Friday, January 27, 2012

Breakdown? Breakthrough.

Breakdown. That basically sums up the recent events. To quote one of my favorite characters, Jerry Maguire, "Breakdown? Breakthrough," I'm hoping that's what my breakdown last night is. A breakthrough.

Last night was a full on total breakdown for me. And, it all started at Walgreen's as I was filling my monthly prescriptions, which have now soared to almost three times to what I was paying before thanks to a new insurance plan. Do I want to take three medications for migraines? No. But, is that my current reality in order to function through my days with some sort of normal? Yes.

The financial hurdles that Roman and I are facing are tough. And, the stress of that is taking a huge toll on me lately. Every time we seem to have a plan in place, something else comes our way to set us back even further than before. Satan is definitely working hard against us right now.

What I do know is this: Our relationship is stronger than ever. I know we will make it through and come out better for it on the other side.

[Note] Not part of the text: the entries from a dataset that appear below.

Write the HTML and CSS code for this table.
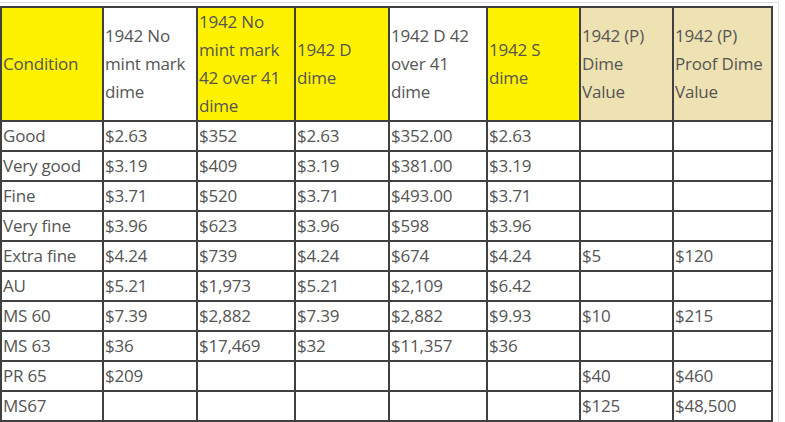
FILE: index.html
```html
<!DOCTYPE html>
<html>
<head>
<meta charset="utf-8">
<link rel="stylesheet" href="styles.css">
</head>
<body>
<div class="wrap">
<table class="prices">
<colgroup>
<col class="c1"><col class="c2"><col class="c3"><col class="c4"><col class="c5"><col class="c6"><col class="c7"><col class="c8">
</colgroup>
<thead>
<tr>
<th class="y">Condition</th>
<th>1942 No<br>mint mark<br>dime</th>
<th class="y">1942 No<br>mint mark<br>42 over 41<br>dime</th>
<th class="y">1942 D<br>dime</th>
<th>1942 D 42<br>over 41<br>dime</th>
<th class="y">1942 S<br>dime</th>
<th class="t">1942 (P)<br>Dime<br>Value</th>
<th class="t">1942 (P)<br>Proof Dime<br>Value</th>
</tr>
</thead>
<tbody>
<tr><td>Good</td><td>$2.63</td><td>$352</td><td>$2.63</td><td>$352.00</td><td>$2.63</td><td></td><td></td></tr>
<tr><td>Very good</td><td>$3.19</td><td>$409</td><td>$3.19</td><td>$381.00</td><td>$3.19</td><td></td><td></td></tr>
<tr><td>Fine</td><td>$3.71</td><td>$520</td><td>$3.71</td><td>$493.00</td><td>$3.71</td><td></td><td></td></tr>
<tr><td>Very fine</td><td>$3.96</td><td>$623</td><td>$3.96</td><td>$598</td><td>$3.96</td><td></td><td></td></tr>
<tr><td>Extra fine</td><td>$4.24</td><td>$739</td><td>$4.24</td><td>$674</td><td>$4.24</td><td>$5</td><td>$120</td></tr>
<tr><td>AU</td><td>$5.21</td><td>$1,973</td><td>$5.21</td><td>$2,109</td><td>$6.42</td><td></td><td></td></tr>
<tr><td>MS 60</td><td>$7.39</td><td>$2,882</td><td>$7.39</td><td>$2,882</td><td>$9.93</td><td>$10</td><td>$215</td></tr>
<tr><td>MS 63</td><td>$36</td><td>$17,469</td><td>$32</td><td>$11,357</td><td>$36</td><td></td><td></td></tr>
<tr><td>PR 65</td><td>$209</td><td></td><td></td><td></td><td></td><td>$40</td><td>$460</td></tr>
<tr><td>MS67</td><td></td><td></td><td></td><td></td><td></td><td>$125</td><td>$48,500</td></tr>
</tbody>
</table>
</div>
</body>
</html>
```

FILE: styles.css
```css
html, body {
  margin: 0;
  padding: 0;
  background: #ffffff;
}
body {
  font-family: "Open Sans", "Noto Sans", sans-serif;
  color: #555555;
}
.wrap {
  margin-top: 2px;
  width: 779px;
  height: 430px;
  border-top: 1px solid #dcdcdc;
  border-right: 1px solid #dcdcdc;
  padding-top: 3px;
  box-sizing: border-box;
}
.prices {
  border-collapse: collapse;
  table-layout: fixed;
  width: 771px;
  font-size: 17px;
  line-height: 28px;
  letter-spacing: -0.2px;
}
.prices th,
.prices td {
  border: 2px solid #404040;
  padding: 0 0 0 1px;
  text-align: left;
  font-weight: normal;
  white-space: nowrap;
  overflow: hidden;
}
.prices th {
  vertical-align: middle;
}
.prices td {
  height: 28px;
  vertical-align: middle;
}
.prices .y { background: #fff200; }
.prices .t { background: #eee2b3; }
.c1 { width: 102px; }
.c2 { width: 94px; }
.c3 { width: 98px; }
.c4 { width: 94px; }
.c5 { width: 98px; }
.c6 { width: 93px; }
.c7 { width: 93px; }
.c8 { width: 99px; }
```
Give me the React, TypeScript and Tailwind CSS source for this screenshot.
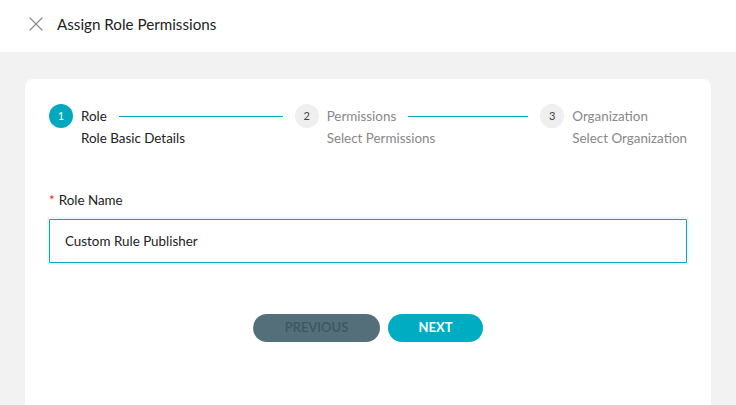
import { X } from "lucide-react";

const steps = [
  { n: 1, title: "Role", sub: "Role Basic Details", active: true },
  { n: 2, title: "Permissions", sub: "Select Permissions", active: false },
  { n: 3, title: "Organization", sub: "Select Organization", active: false },
];

export default function App() {
  return (
    <div
      className="h-[405px] w-full overflow-hidden bg-[#f2f2f2] text-[#222]"
      style={{ fontFamily: "Lato, 'Open Sans', sans-serif" }}
    >
      <header className="flex h-[52px] items-center gap-[9px] bg-white pb-[4px] pl-[24px]">
        <X className="h-[24px] w-[24px] text-[#8a8a8a]" strokeWidth={1.2} />
        <h1 className="text-[15.2px] text-[#222]">Assign Role Permissions</h1>
      </header>

      <div className="px-[25px] pt-[27px]">
        <div className="h-[400px] rounded-t-[8px] bg-white px-[24px] pt-[25px]">
          <div className="flex items-start">
            {steps.map((s, i) => {
              const last = i === steps.length - 1;
              const tone = s.active ? "text-[#222]" : "text-[#888]";
              return (
                <div key={s.n} className={`flex items-start ${last ? "flex-none" : "flex-1"}`}>
                  <div
                    className={`flex h-[24px] w-[24px] shrink-0 items-center justify-center rounded-full text-[11px] ${
                      s.active ? "bg-[#00a9bd] text-white" : "bg-[#efefef] text-[#444]"
                    }`}
                  >
                    {s.n}
                  </div>
                  <div className="ml-[8px] flex flex-1 flex-col">
                    <div className="flex items-center">
                      <span className={`text-[13.4px] leading-[24px] ${tone}`}>{s.title}</span>
                      {!last && <div className="mx-[12px] h-px flex-1 bg-[#00a9bd]" />}
                    </div>
                    <span className={`whitespace-nowrap text-[13.4px] leading-[20px] ${tone}`}>{s.sub}</span>
                  </div>
                </div>
              );
            })}
          </div>

          <div className="mt-[42px]">
            <label className="block text-[13.4px] leading-[20px] text-[#222]">
              <span className="mr-[4px] text-[#f5222d]">*</span>Role Name
            </label>
            <div className="mt-[9px] h-[44px] rounded-[1px] border border-[#00a9bd] shadow-[0_0_0_2px_rgba(0,169,189,0.08)]">
              <input
                defaultValue="Custom Rule Publisher"
                className="h-full w-full bg-transparent px-[15px] text-[13.4px] text-[#222] outline-none"
              />
            </div>
          </div>

          <div className="mt-[51px] flex justify-center gap-[8px]">
            <button className="h-[28px] w-[127px] rounded-full bg-[#546e7a] text-[13px] font-semibold text-[#3f5560]">
              PREVIOUS
            </button>
            <button className="h-[28px] w-[95px] rounded-full bg-[#00acc1] text-[13px] font-bold text-white">
              NEXT
            </button>
          </div>
        </div>
      </div>
    </div>
  );
}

But, getting to that other side is going to be a long and winding road. We have a plan, we are educating ourselves, we are making cuts in every way possible. But, is that enough? When is it going to get better? Is it going to get better? Will we ever be ready to start a family? Will we ever be able to buy the house we hope to have some day?

Breakthrough. I need one.

1 comments:

  1. Keep your head up! Saving more money has been one of my NYR this year. Better days are ahead!